Deux effets contraires sur le nombre de bus
Il y aura donc 6 lots, l’un consacré à la seule gestion (d’une durée de 3 ans, portée à 4 ans par amendement), les 5 autres répartis géographiquement (d’une durée de 7 ans), calqués sur les intercommunalités, Nord, Sud, Centre, CADEMA (Mamoudzou-Dembéni), Petite-Terre. Et 5 hubs scolaires sont à gérer, Chirongui, Dzoumogné, Mamoudzou, Dzaoudzi et le réputé Kahani. Et la tarification par enfant fait un bond, puisqu’elle passe de 10 euros par an à 55 euros, avec une dégressivité en fonction du nombre d’enfants, qui ramène le montant à 10 euros à partir de 5 enfants.
Des prix qui ont une double explication décrypte le Conseil économique et social (CESEM) : « Il va permettre de diminuer le flux d’enfants transporté, et donc le nombre de bus sur les routes, chacun étant alors tenté de respecter la carte scolaire, de scolarisation au plus proche du domicile. Et ainsi, tenir compte de la congestion du trafic ».

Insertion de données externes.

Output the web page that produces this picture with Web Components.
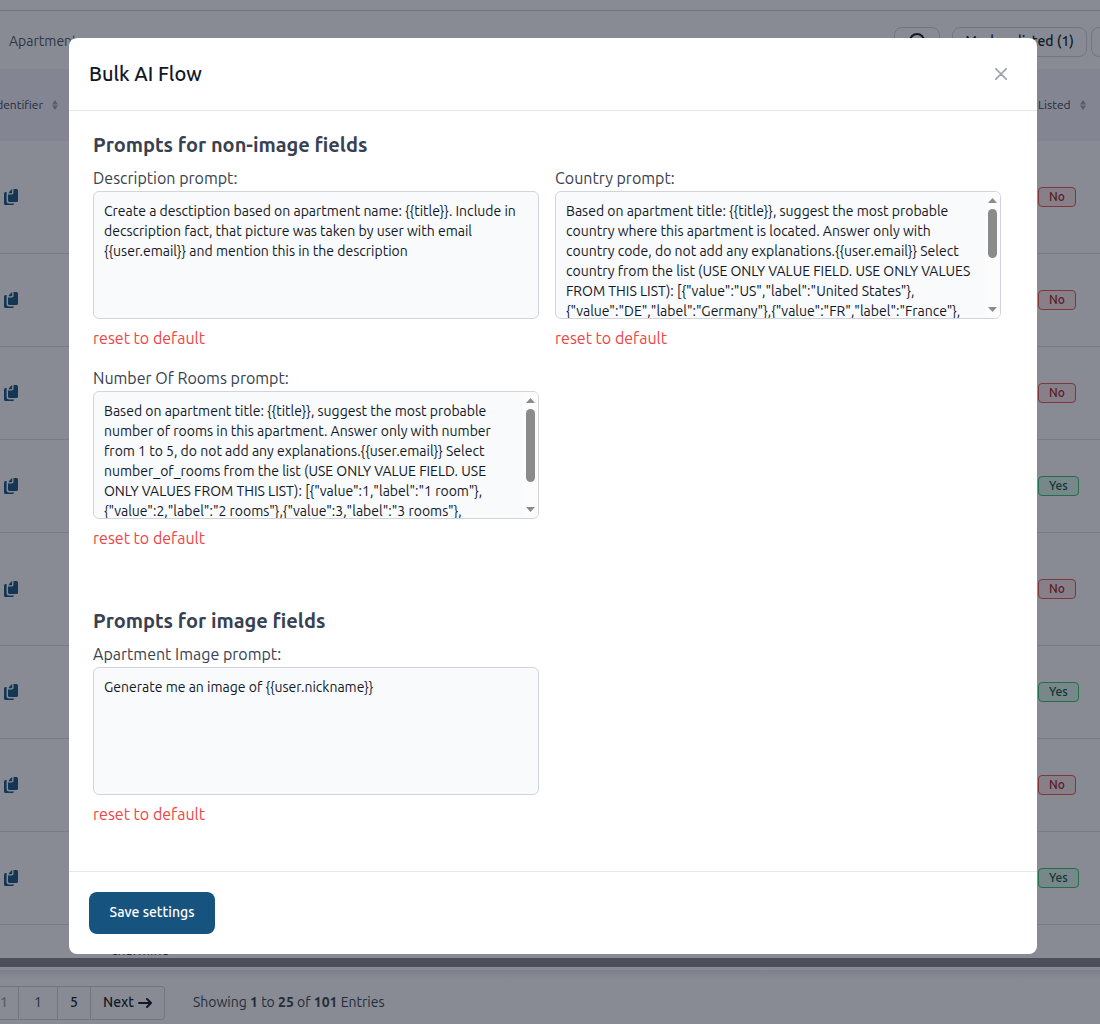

Car d’un autre côté, le marché tel qu’il est rédigé, pourrait rajouter des véhicules sur les routes au contraire. « Il va falloir plus de bus, puisqu’un transporteur du nord ne pourra prendre en charge les élèves qui attendent sur le bas côtés mais qui ne sont pas dans sa zone géographique. Sur le plan du coût, c’est déraisonnable », relevait le conseiller Ahamed Attoumani Douchina. Le chiffre de 2 millions d’euros supplémentaires est annoncé.
Des bus en porte-voix
Lors de la mobilisation sociale, il avait été annoncé un lot spécifique pour la sécurisation. Le CESEM préconise la mise en place d’une convention entre le Département, le vice-rectorat et les forces de l’ordre, dans ce cadre, et de sanctionner les familles des enfants auteurs de violence.
Un allotissement en 6 lots qui a les faveurs du CESEM qui le juge « pertinent », mais qui alerte néanmoins sur « la qualité inégale des services selon les entreprises », en terme de « politique sociale, état des matériels roulants, capacité à gérer les marchés publics ». On avait vu lors du précédent allotissement les difficultés d’entretien des véhicules et de mise aux normes. « Beaucoup de petits transporteurs dysfonctionnent, souligne Bichara Bouhari Payet, beaucoup d’entreprises cherchent encore à s’organiser ». Elle mettait en garde contre la tentation d’allotir pour « chercher des voix. » Ou, pourrions-nous rajouter, pour satisfaire un membre de sa famille.
Sur le plan de la gestion, on voit nettement à travers la demande de « montée en compétence du Département », que celui-ci compte reprendre la main en direct dans 4 ans.
Le CESEM regrette qu’un bilan des services des transports scolaires depuis 2015 n’ait pas été proposé, « la compensation financière de l’Etat n’évolue plus », regrette-t-il, et appelle à mettre en place des indicateurs de suivi.
Gestionnaire ou exploitant ? Les dirigeants de la société Matis qui géraient l’ensemble du marché, et exploitaient deux lots, vont donc devoir choisir leur secteur d’activité, mais déjà ses salariés syndiqués chez FO Transports et logistiques s’inquiètent sur leur avenir, en particulier sur la garantie de conservation de leurs acquis. L’allongement de la durée du marché de 3 à 4 ans pour le gestionnaire va en tout cas dans le sens de leurs demandes.